4. Durch Zeitablauf unzulässig gewordene Abfindungsklauseln
Abfindungsregelungen, die erst durch Zeitablauf unangemessen werden, führen dazu, dass im Wege der ergänzenden Vertragsauslegung die Höhe einer angemessenen Abfindung zu bestimmen ist. Hierbei ist festzustellen, was die Parteien des Gesellschaftsvertrag für eine Abfindungsregelung getroffen hätten, wenn sie vorhergesehen hätten, dass die vertraglich geregelte Abfindung zum Zeitpunkt des Ausscheidens des Gesellschafters aus der Gesellschaft nicht mehr angemessen ist. Dies ist jedoch – wie die uneinheitliche Rechtsprechung des BGH zeigt – im Einzelfall schwer zu beurteilen. Der zu zahlende Abfindungsbetrag liegt in diesen Fällen meist zwischen dem vereinbarten und einem dem Verkehrswert entsprechendem Betrag.
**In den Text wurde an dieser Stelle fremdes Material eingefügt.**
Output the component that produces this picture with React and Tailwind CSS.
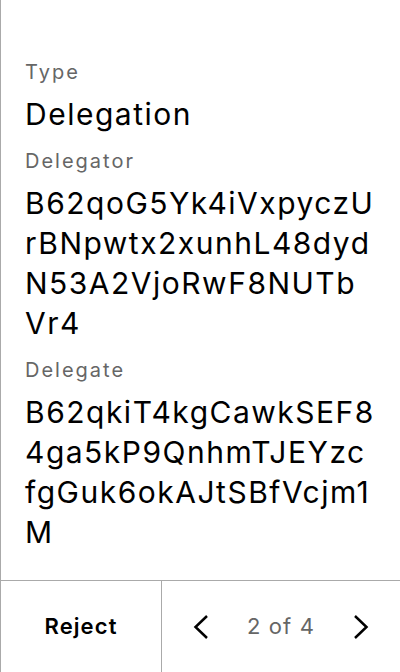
import React from "react";

function Field({ label, value }) {
  return (
    <div>
      <p className="text-[20px] leading-[28px] tracking-[0.1em] text-[#666666]">{label}</p>
      <p className="mt-[8px] text-[30px] leading-[40px] tracking-[0.05em] text-black break-all">{value}</p>
    </div>
  );
}

export default function App() {
  return (
    <div
      className="h-[672px] w-[400px] flex flex-col bg-white border-l border-[#aaaaaa]"
      style={{ fontFamily: "Inter, 'Noto Sans', sans-serif" }}
    >
      {/* Details */}
      <div className="flex-1 px-6 pt-[58px] flex flex-col gap-[13px]">
        <Field label="Type" value="Delegation" />
        <Field label="Delegator" value="B62qoG5Yk4iVxpyczUrBNpwtx2xunhL48dydN53A2VjoRwF8NUTbVr4" />
        <Field label="Delegate" value="B62qkiT4kgCawkSEF84ga5kP9QnhmTJEYzcfgGuk6okAJtSBfVcjm1M" />
      </div>

      {/* Footer */}
      <div className="h-[92px] flex border-t border-[#aaaaaa]">
        <button className="w-[160px] flex items-center justify-center text-[22px] font-semibold tracking-[0.05em] text-black">
          Reject
        </button>
        <div className="flex-1 flex items-center justify-between border-l border-[#aaaaaa] px-[31px]">
          <svg width="16" height="26" viewBox="0 0 16 26" fill="none" stroke="black" strokeWidth="2.5">
            <path d="M14 2 L2.5 13 L14 24" />
          </svg>
          <span className="text-[22px] tracking-[0.05em] text-[#666666]">2 of 4</span>
          <svg width="16" height="26" viewBox="0 0 16 26" fill="none" stroke="black" strokeWidth="2.5">
            <path d="M2 2 L13.5 13 L2 24" />
          </svg>
        </div>
      </div>
    </div>
  );
}
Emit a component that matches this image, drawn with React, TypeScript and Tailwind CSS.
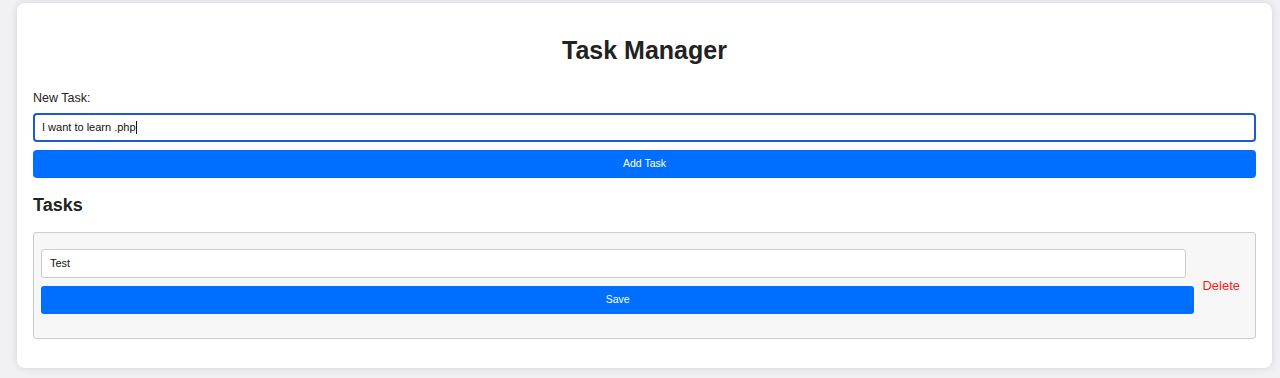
import React from "react";

export default function App() {
  const font = { fontFamily: '"Liberation Sans", Arial, sans-serif' };
  return (
    <div className="w-[1280px] h-[378px] bg-[#f0f0f5] pt-[3px] pl-[17px] pr-[8px]" style={font}>
      <div className="w-[1255px] h-[365px] bg-white rounded-[8px] shadow-[0_0_8px_rgba(0,0,0,0.12)] pt-[33px] px-[16px]">
        <h1 className="text-[25px] leading-[28px] font-bold text-[#222] text-center">Task Manager</h1>
        <div className="mt-[27px] text-[12.5px] leading-[14px] text-[#222]">New Task:</div>
        <div className="mt-[8px] h-[29px] border-2 border-[#1d5ad0] rounded-[4px] bg-white flex items-center pl-[7px] text-[11px] text-[#111]">
          <span>I want to learn .php</span>
          <span className="inline-block w-[1px] h-[13px] bg-[#111]" />
        </div>
        <div className="mt-[8px] h-[28px] rounded-[4px] bg-[#006fff] flex items-center justify-center text-white text-[10.5px]">
          Add Task
        </div>
        <h2 className="mt-[17px] text-[18px] leading-[21px] font-bold text-[#222]">Tasks</h2>
        <div className="mt-[16px] h-[107px] border border-[#cccccc] rounded-[3px] bg-[#f7f7f7] pt-[16px] pl-[7px] pr-[15px] flex items-start">
          <div className="flex-1 flex flex-col gap-[8px]">
            <div className="mr-[8px] h-[29px] border border-[#cccccc] rounded-[3px] bg-white flex items-center pl-[8px] text-[11px] text-[#111]">
              Test
            </div>
            <div className="h-[28px] rounded-[3px] bg-[#006fff] flex items-center justify-center text-white text-[10.5px]">
              Save
            </div>
          </div>
          <div className="ml-[8px] pt-[29px] text-[13px] leading-[15px] text-[#ff1a1a]">Delete</div>
        </div>
      </div>
    </div>
  );
}
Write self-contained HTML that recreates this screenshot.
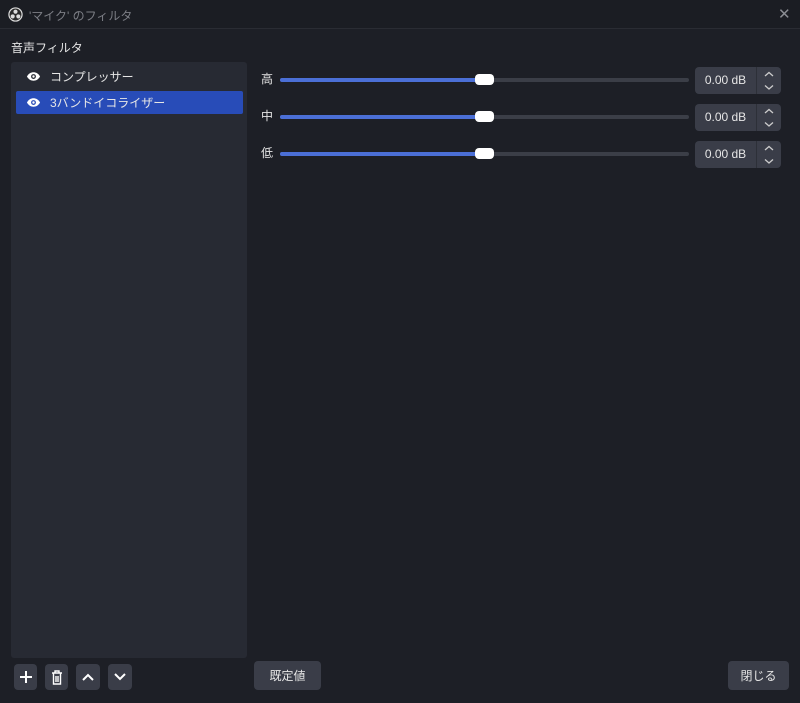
<!DOCTYPE html>
<html><head><meta charset="utf-8"><style>
*{box-sizing:border-box;margin:0;padding:0}
body{width:800px;height:703px;background:#1d1f26;font-family:"Liberation Sans","Noto Sans CJK JP",sans-serif;color:#e6e6e6;font-size:12px;position:relative;overflow:hidden}
.abs{position:absolute}
.title{left:0;top:0;width:800px;height:29px;background:#1b1d23;border-bottom:1px solid #2a2c33}
.list{left:11px;top:62px;width:236px;height:596px;background:#272a33;border-radius:3px}
.item{left:16px;width:227px;height:23px;border-radius:2px;display:flex;align-items:center;padding-left:10px}
.item span{margin-left:9px}
.track{left:280px;width:409px;height:4px;background:#3b3e47;border-radius:2px}
.fill{left:280px;width:200px;height:4px;background:#4b6fd6;border-radius:2px}
.handle{left:475px;width:19px;height:11px;background:#fff;border-radius:4px}
.spin{left:695px;width:86px;height:27px;background:#3a3d48;border-radius:4px}
.spin .v{position:absolute;left:0;top:0;width:62px;height:27px;line-height:27px;text-align:center;font-size:12px;border-right:1px solid #2d3038}
.spin svg{position:absolute;left:68px;top:3px}
.btn{background:#3a3d48;border-radius:4px;display:flex;align-items:center;justify-content:center}
.lbl{left:261px;font-size:12px}
</style></head><body>
<div class="abs title">
<svg class="abs" style="left:8px;top:7px" width="15" height="15" viewBox="0 0 16 16"><circle cx="8" cy="8" r="7" fill="#2b2b2b" stroke="#ddd" stroke-width="1.3"/><circle cx="8" cy="5" r="2.2" fill="#ddd"/><circle cx="5" cy="10" r="2.2" fill="#ddd"/><circle cx="11" cy="10" r="2.2" fill="#ddd"/></svg>
<div class="abs" style="left:29px;top:7px;color:#7d7f86;font-size:12px">'マイク' のフィルタ</div>
<div class="abs" style="left:778px;top:5px;color:#8a8c92;font-size:15px">✕</div>
</div>
<div class="abs" style="left:11px;top:39px;font-size:12px">音声フィルタ</div>
<div class="abs list"></div>
<div class="abs item" style="top:65px"><svg width="15" height="11" viewBox="0 0 16 11"><path d="M1 5.5C3 2 5.5 1 8 1s5 1 7 4.5C13 9 10.5 10 8 10S3 9 1 5.5z" fill="#fff"/><circle cx="8" cy="5.5" r="2.6" fill="#272a33"/><circle cx="8" cy="5.5" r="1.3" fill="#fff"/></svg><span>コンプレッサー</span></div>
<div class="abs item" style="top:91px;background:#284cb8"><svg width="15" height="11" viewBox="0 0 16 11"><path d="M1 5.5C3 2 5.5 1 8 1s5 1 7 4.5C13 9 10.5 10 8 10S3 9 1 5.5z" fill="#fff"/><circle cx="8" cy="5.5" r="2.6" fill="#284cb8"/><circle cx="8" cy="5.5" r="1.3" fill="#fff"/></svg><span>3バンドイコライザー</span></div>

<div class="abs lbl" style="top:70px">高</div>
<div class="abs track" style="top:78px"></div><div class="abs fill" style="top:78px"></div><div class="abs handle" style="top:74px"></div>
<div class="abs spin" style="top:67px"><div class="v">0.00 dB</div><svg width="12" height="22"><path d="M2 6l4-3.5 4 3.5M2 15.5l4 3.5 4-3.5" stroke="#ccc" stroke-width="1.3" fill="none"/></svg></div>

<div class="abs lbl" style="top:107px">中</div>
<div class="abs track" style="top:115px"></div><div class="abs fill" style="top:115px"></div><div class="abs handle" style="top:111px"></div>
<div class="abs spin" style="top:104px"><div class="v">0.00 dB</div><svg width="12" height="22"><path d="M2 6l4-3.5 4 3.5M2 15.5l4 3.5 4-3.5" stroke="#ccc" stroke-width="1.3" fill="none"/></svg></div>

<div class="abs lbl" style="top:144px">低</div>
<div class="abs track" style="top:152px"></div><div class="abs fill" style="top:152px"></div><div class="abs handle" style="top:148px"></div>
<div class="abs spin" style="top:141px"><div class="v">0.00 dB</div><svg width="12" height="22"><path d="M2 6l4-3.5 4 3.5M2 15.5l4 3.5 4-3.5" stroke="#ccc" stroke-width="1.3" fill="none"/></svg></div>

<div class="abs btn" style="left:14px;top:664px;width:23px;height:26px"><svg width="14" height="14"><path d="M7 1v12M1 7h12" stroke="#fff" stroke-width="2"/></svg></div>
<div class="abs btn" style="left:45px;top:664px;width:23px;height:26px"><svg width="12" height="15"><path d="M1 3h10M4 3V1h4v2M2.5 3v11h7V3M5 6v6M7 6v6" stroke="#fff" stroke-width="1.4" fill="none"/></svg></div>
<div class="abs btn" style="left:76px;top:664px;width:24px;height:26px"><svg width="14" height="10"><path d="M2 8l5-5 5 5" stroke="#fff" stroke-width="2" fill="none"/></svg></div>
<div class="abs btn" style="left:108px;top:664px;width:24px;height:26px"><svg width="14" height="10"><path d="M2 2l5 5 5-5" stroke="#fff" stroke-width="2" fill="none"/></svg></div>
<div class="abs btn" style="left:254px;top:661px;width:67px;height:29px">既定値</div>
<div class="abs btn" style="left:728px;top:661px;width:61px;height:29px">閉じる</div>
</body></html>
Denn es soll ein zumutbarer Ausgleich zwischen dem mit der Klausel verfolgten Interesse, die Liquidität der Gesellschaft nicht zu gefährden, und dem Interesse des ausscheidenden Gesellschafters, eine angemessene Abfindung zu erhalten, gefunden werden.
Abfindungsklauseln sollten regelmäßig überprüft (wertorientierte Prüfung von Gesellschaftsverträgen) und unter Umständen angepasst werden, um nicht deren Nichtigkeit zu riskieren. Ferner ist zu beachten, dass die Unternehmensplanung die Abfindungsansprüche über die Unternehmensbewertung nach der Ertragswertmethode mittelbar stark beeinflusst. Der Unternehmensplanung sollte also generell eine entsprechend gesteigerte Aufmerksamkeit gewidmet werden. Sie sollte eine mehrjährige integrierte Finanzplanung beinhalten, die einen jederzeitigen Zugriff auf detaillierte Planergebnisrechnungen, Planbilanzen und Plankapitalflussrechnungen ermöglicht. Diesem dynamischen Prozess der Unternehmensplanung sollten auch die Abfindungsklauseln Rechnung tragen und eine individuelle, flexible und auch auf die Zukunft gerichtete Berechnungsformel beinhalten. So ist ohne größere zusätzliche Belastung eine gesellschaftsvertragliche Verknüpfung mit einem individuellen Unternehmensbewertungskalkül realisierbar.